RECORD EXCERPTS →
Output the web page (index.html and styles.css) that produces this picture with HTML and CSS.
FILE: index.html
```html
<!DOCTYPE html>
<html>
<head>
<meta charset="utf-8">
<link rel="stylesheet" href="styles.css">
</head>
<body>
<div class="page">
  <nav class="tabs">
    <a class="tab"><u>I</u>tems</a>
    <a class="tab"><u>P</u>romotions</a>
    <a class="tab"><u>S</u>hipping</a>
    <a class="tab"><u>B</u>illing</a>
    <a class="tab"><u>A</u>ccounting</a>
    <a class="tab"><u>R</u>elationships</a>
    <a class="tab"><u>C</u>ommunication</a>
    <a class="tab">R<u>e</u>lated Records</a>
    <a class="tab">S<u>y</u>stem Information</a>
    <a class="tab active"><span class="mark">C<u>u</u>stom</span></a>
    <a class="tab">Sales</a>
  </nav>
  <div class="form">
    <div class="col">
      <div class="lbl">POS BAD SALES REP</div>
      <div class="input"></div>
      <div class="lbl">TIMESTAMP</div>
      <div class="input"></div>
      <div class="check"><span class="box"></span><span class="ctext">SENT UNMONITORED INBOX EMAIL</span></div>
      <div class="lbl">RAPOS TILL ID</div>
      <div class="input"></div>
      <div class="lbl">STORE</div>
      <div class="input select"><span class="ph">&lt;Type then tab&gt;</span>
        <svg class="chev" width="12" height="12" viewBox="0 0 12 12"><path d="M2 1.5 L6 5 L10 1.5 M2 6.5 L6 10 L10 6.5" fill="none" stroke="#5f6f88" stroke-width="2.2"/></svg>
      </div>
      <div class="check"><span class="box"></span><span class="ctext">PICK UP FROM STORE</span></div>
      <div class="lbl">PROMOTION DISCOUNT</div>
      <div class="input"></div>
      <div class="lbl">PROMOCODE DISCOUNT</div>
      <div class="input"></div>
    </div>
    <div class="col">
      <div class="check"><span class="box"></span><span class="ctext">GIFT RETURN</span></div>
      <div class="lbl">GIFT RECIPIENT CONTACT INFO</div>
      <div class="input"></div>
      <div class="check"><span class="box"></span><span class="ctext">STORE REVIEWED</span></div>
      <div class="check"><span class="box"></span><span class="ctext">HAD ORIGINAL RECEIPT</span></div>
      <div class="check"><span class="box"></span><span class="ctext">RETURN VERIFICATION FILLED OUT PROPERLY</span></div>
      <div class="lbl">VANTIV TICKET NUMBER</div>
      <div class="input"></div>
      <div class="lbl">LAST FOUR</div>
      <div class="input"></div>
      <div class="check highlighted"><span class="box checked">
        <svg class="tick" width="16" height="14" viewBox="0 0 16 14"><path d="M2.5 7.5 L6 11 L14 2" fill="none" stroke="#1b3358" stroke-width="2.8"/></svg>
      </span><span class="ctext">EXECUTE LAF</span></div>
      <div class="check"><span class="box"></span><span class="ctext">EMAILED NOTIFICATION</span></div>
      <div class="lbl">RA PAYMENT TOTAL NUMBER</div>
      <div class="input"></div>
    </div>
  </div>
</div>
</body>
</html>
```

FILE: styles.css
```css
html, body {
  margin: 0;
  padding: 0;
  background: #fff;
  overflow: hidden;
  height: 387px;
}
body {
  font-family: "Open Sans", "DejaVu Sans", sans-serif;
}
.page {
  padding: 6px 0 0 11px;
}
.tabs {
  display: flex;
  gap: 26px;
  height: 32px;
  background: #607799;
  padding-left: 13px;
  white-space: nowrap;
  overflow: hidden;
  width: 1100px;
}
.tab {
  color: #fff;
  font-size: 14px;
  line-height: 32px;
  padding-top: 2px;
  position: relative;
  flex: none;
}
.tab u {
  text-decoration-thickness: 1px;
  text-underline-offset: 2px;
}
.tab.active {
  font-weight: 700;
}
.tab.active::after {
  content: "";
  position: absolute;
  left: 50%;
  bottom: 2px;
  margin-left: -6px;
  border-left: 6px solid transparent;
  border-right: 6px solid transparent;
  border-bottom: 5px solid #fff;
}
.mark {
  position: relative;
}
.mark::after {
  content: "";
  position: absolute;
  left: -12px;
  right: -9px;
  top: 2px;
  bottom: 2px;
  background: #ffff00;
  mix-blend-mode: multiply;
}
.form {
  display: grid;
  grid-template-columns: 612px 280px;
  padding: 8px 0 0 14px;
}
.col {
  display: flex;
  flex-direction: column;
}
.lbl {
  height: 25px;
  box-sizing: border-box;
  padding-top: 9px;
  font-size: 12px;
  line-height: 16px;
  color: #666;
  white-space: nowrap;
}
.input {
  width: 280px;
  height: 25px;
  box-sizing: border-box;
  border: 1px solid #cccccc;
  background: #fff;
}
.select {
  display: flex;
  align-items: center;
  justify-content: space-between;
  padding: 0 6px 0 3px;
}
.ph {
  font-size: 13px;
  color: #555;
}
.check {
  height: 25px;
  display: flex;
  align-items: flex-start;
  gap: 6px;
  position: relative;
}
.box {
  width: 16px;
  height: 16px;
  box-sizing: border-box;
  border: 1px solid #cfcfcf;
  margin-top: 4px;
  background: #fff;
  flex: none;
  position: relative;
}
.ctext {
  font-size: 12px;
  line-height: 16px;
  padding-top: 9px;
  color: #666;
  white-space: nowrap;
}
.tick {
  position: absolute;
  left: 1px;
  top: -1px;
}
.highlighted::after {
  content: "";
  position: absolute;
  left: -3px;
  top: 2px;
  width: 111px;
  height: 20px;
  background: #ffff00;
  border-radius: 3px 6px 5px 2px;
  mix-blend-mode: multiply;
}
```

==

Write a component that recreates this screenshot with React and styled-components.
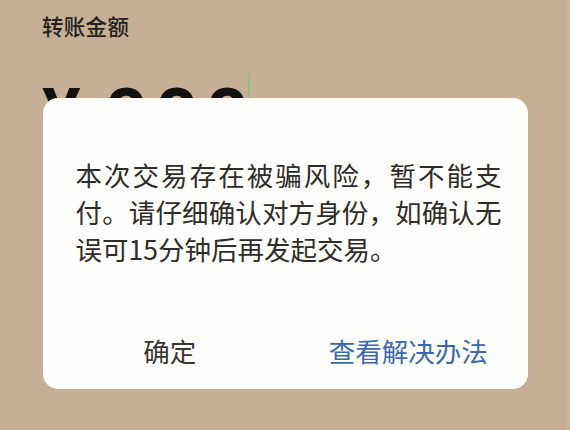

SET PROBLEM → Pick out each line in the material containing "this".

RESULT →
Output the web page (index.html and styles.css) that produces this picture with HTML and CSS.
Write a component that recreates this screenshot with React and styled-components.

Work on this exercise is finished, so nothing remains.